* [Do this]
Reproduce all the material exactly, minus any pictures it holds.

........

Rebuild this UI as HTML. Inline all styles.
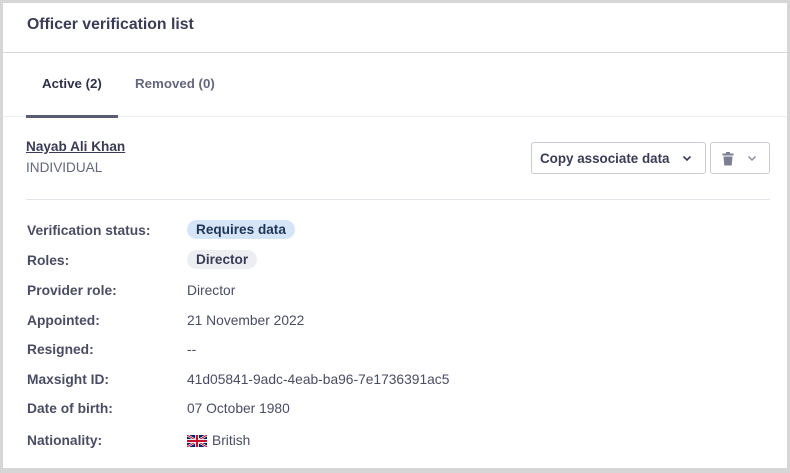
<!DOCTYPE html>
<html><head><style>
*{margin:0;padding:0;box-sizing:border-box}
body{width:790px;height:473px;background:#d6d6d6;font-family:"Liberation Sans",sans-serif;position:relative;overflow:hidden;color:#3d3f5a}
.card{position:absolute;left:3px;top:3px;width:784px;height:465px;background:#fff}
.a{position:absolute;white-space:nowrap}
.h{left:24px;top:13px;font-size:15.8px;font-weight:bold;color:#3a3c55}
.hl{position:absolute;left:0;right:0;top:49px;height:1px;background:#d8d9e0}
.tl{position:absolute;left:0;right:0;top:113px;height:1px;background:#eceef2}
.ul{position:absolute;left:23px;top:112px;width:92px;height:3px;background:#5a5c74}
.tab{font-size:13.3px;font-weight:bold;top:73px}
.dv{position:absolute;left:23px;width:744px;top:196px;height:1px;background:#e3e4ea}
.lab{left:24px;font-size:13.8px;font-weight:bold;color:#4a4c63}
.val{left:184px;font-size:13.8px;color:#4a4c63}
.pill{left:184px;font-size:13.6px;font-weight:bold;padding:2px 9px;border-radius:10px}
.btn{position:absolute;top:139px;height:32px;border:1px solid #c9cad3;border-radius:3px;background:#fff}
</style></head><body>
<div class="card">
<div class="a h">Officer verification list</div>
<div class="hl"></div>
<div class="a tab" style="left:39px;color:#2f3149">Active (2)</div>
<div class="a tab" style="left:132px;color:#64667c">Removed (0)</div>
<div class="tl"></div><div class="ul"></div>
<div class="a" style="left:23px;top:136px;font-size:13.6px;font-weight:bold;text-decoration:underline;color:#3a3c55">Nayab Ali Khan</div>
<div class="a" style="left:23px;top:157px;font-size:13.6px;color:#64667c">INDIVIDUAL</div>
<div class="btn" style="left:528px;width:175px"><span class="a" style="left:8px;top:8px;font-size:13.4px;font-weight:bold;color:#3a3c55">Copy associate data</span>
<svg class="a" style="left:150px;top:12px" width="10" height="7" viewBox="0 0 10 7"><path d="M1.5 1.5L5 5 8.5 1.5" stroke="#3a3c55" stroke-width="1.6" fill="none"/></svg></div>
<div class="btn" style="left:707px;width:60px">
<svg class="a" style="left:11px;top:9px" width="12" height="14" viewBox="0 0 12 14"><rect x="0.5" y="1.5" width="11" height="2" fill="#7d7f95"/><rect x="4" y="0" width="4" height="2" fill="#7d7f95"/><path d="M1.5 4.5h9l-.8 9h-7.4z" fill="#7d7f95"/></svg>
<svg class="a" style="left:36px;top:12px" width="10" height="7" viewBox="0 0 10 7"><path d="M1.5 1.5L5 5 8.5 1.5" stroke="#8d8fa2" stroke-width="1.5" fill="none"/></svg></div>
<div class="dv"></div>
<div class="a lab" style="top:220px">Verification status:</div>
<div class="a pill" style="top:217px;background:#d5e4f7;color:#1f3556">Requires data</div>
<div class="a lab" style="top:250px">Roles:</div>
<div class="a pill" style="top:247px;background:#eceef2;color:#3a3c55">Director</div>
<div class="a lab" style="top:280px">Provider role:</div><div class="a val" style="top:280px">Director</div>
<div class="a lab" style="top:310px">Appointed:</div><div class="a val" style="top:310px">21 November 2022</div>
<div class="a lab" style="top:339px">Resigned:</div><div class="a val" style="top:339px">--</div>
<div class="a lab" style="top:369px">Maxsight ID:</div><div class="a val" style="top:369px">41d05841-9adc-4eab-ba96-7e1736391ac5</div>
<div class="a lab" style="top:398px">Date of birth:</div><div class="a val" style="top:398px">07 October 1980</div>
<div class="a lab" style="top:430px">Nationality:</div>
<svg class="a" style="left:184px;top:432px" width="20" height="12" viewBox="0 0 60 36"><rect width="60" height="36" fill="#012169"/><path d="M0 0L60 36M60 0L0 36" stroke="#fff" stroke-width="7"/><path d="M0 0L60 36M60 0L0 36" stroke="#C8102E" stroke-width="3"/><path d="M30 0v36M0 18h60" stroke="#fff" stroke-width="11"/><path d="M30 0v36M0 18h60" stroke="#C8102E" stroke-width="6"/></svg>
<div class="a val" style="left:209px;top:430px">British</div>
</div>
</body></html>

........

* [Solution]
Rebuild this UI as HTML. Inline all styles.
<!DOCTYPE html>
<html><head><style>
*{margin:0;padding:0;box-sizing:border-box}
body{width:790px;height:473px;background:#d6d6d6;font-family:"Liberation Sans",sans-serif;position:relative;overflow:hidden;color:#3d3f5a}
.card{position:absolute;left:3px;top:3px;width:784px;height:465px;background:#fff}
.a{position:absolute;white-space:nowrap}
.h{left:24px;top:13px;font-size:15.8px;font-weight:bold;color:#3a3c55}
.hl{position:absolute;left:0;right:0;top:49px;height:1px;background:#d8d9e0}
.tl{position:absolute;left:0;right:0;top:113px;height:1px;background:#eceef2}
.ul{position:absolute;left:23px;top:112px;width:92px;height:3px;background:#5a5c74}
.tab{font-size:13.3px;font-weight:bold;top:73px}
.dv{position:absolute;left:23px;width:744px;top:196px;height:1px;background:#e3e4ea}
.lab{left:24px;font-size:13.8px;font-weight:bold;color:#4a4c63}
.val{left:184px;font-size:13.8px;color:#4a4c63}
.pill{left:184px;font-size:13.6px;font-weight:bold;padding:2px 9px;border-radius:10px}
.btn{position:absolute;top:139px;height:32px;border:1px solid #c9cad3;border-radius:3px;background:#fff}
</style></head><body>
<div class="card">
<div class="a h">Officer verification list</div>
<div class="hl"></div>
<div class="a tab" style="left:39px;color:#2f3149">Active (2)</div>
<div class="a tab" style="left:132px;color:#64667c">Removed (0)</div>
<div class="tl"></div><div class="ul"></div>
<div class="a" style="left:23px;top:136px;font-size:13.6px;font-weight:bold;text-decoration:underline;color:#3a3c55">Nayab Ali Khan</div>
<div class="a" style="left:23px;top:157px;font-size:13.6px;color:#64667c">INDIVIDUAL</div>
<div class="btn" style="left:528px;width:175px"><span class="a" style="left:8px;top:8px;font-size:13.4px;font-weight:bold;color:#3a3c55">Copy associate data</span>
<svg class="a" style="left:150px;top:12px" width="10" height="7" viewBox="0 0 10 7"><path d="M1.5 1.5L5 5 8.5 1.5" stroke="#3a3c55" stroke-width="1.6" fill="none"/></svg></div>
<div class="btn" style="left:707px;width:60px">
<svg class="a" style="left:11px;top:9px" width="12" height="14" viewBox="0 0 12 14"><rect x="0.5" y="1.5" width="11" height="2" fill="#7d7f95"/><rect x="4" y="0" width="4" height="2" fill="#7d7f95"/><path d="M1.5 4.5h9l-.8 9h-7.4z" fill="#7d7f95"/></svg>
<svg class="a" style="left:36px;top:12px" width="10" height="7" viewBox="0 0 10 7"><path d="M1.5 1.5L5 5 8.5 1.5" stroke="#8d8fa2" stroke-width="1.5" fill="none"/></svg></div>
<div class="dv"></div>
<div class="a lab" style="top:220px">Verification status:</div>
<div class="a pill" style="top:217px;background:#d5e4f7;color:#1f3556">Requires data</div>
<div class="a lab" style="top:250px">Roles:</div>
<div class="a pill" style="top:247px;background:#eceef2;color:#3a3c55">Director</div>
<div class="a lab" style="top:280px">Provider role:</div><div class="a val" style="top:280px">Director</div>
<div class="a lab" style="top:310px">Appointed:</div><div class="a val" style="top:310px">21 November 2022</div>
<div class="a lab" style="top:339px">Resigned:</div><div class="a val" style="top:339px">--</div>
<div class="a lab" style="top:369px">Maxsight ID:</div><div class="a val" style="top:369px">41d05841-9adc-4eab-ba96-7e1736391ac5</div>
<div class="a lab" style="top:398px">Date of birth:</div><div class="a val" style="top:398px">07 October 1980</div>
<div class="a lab" style="top:430px">Nationality:</div>
<svg class="a" style="left:184px;top:432px" width="20" height="12" viewBox="0 0 60 36"><rect width="60" height="36" fill="#012169"/><path d="M0 0L60 36M60 0L0 36" stroke="#fff" stroke-width="7"/><path d="M0 0L60 36M60 0L0 36" stroke="#C8102E" stroke-width="3"/><path d="M30 0v36M0 18h60" stroke="#fff" stroke-width="11"/><path d="M30 0v36M0 18h60" stroke="#C8102E" stroke-width="6"/></svg>
<div class="a val" style="left:209px;top:430px">British</div>
</div>
</body></html>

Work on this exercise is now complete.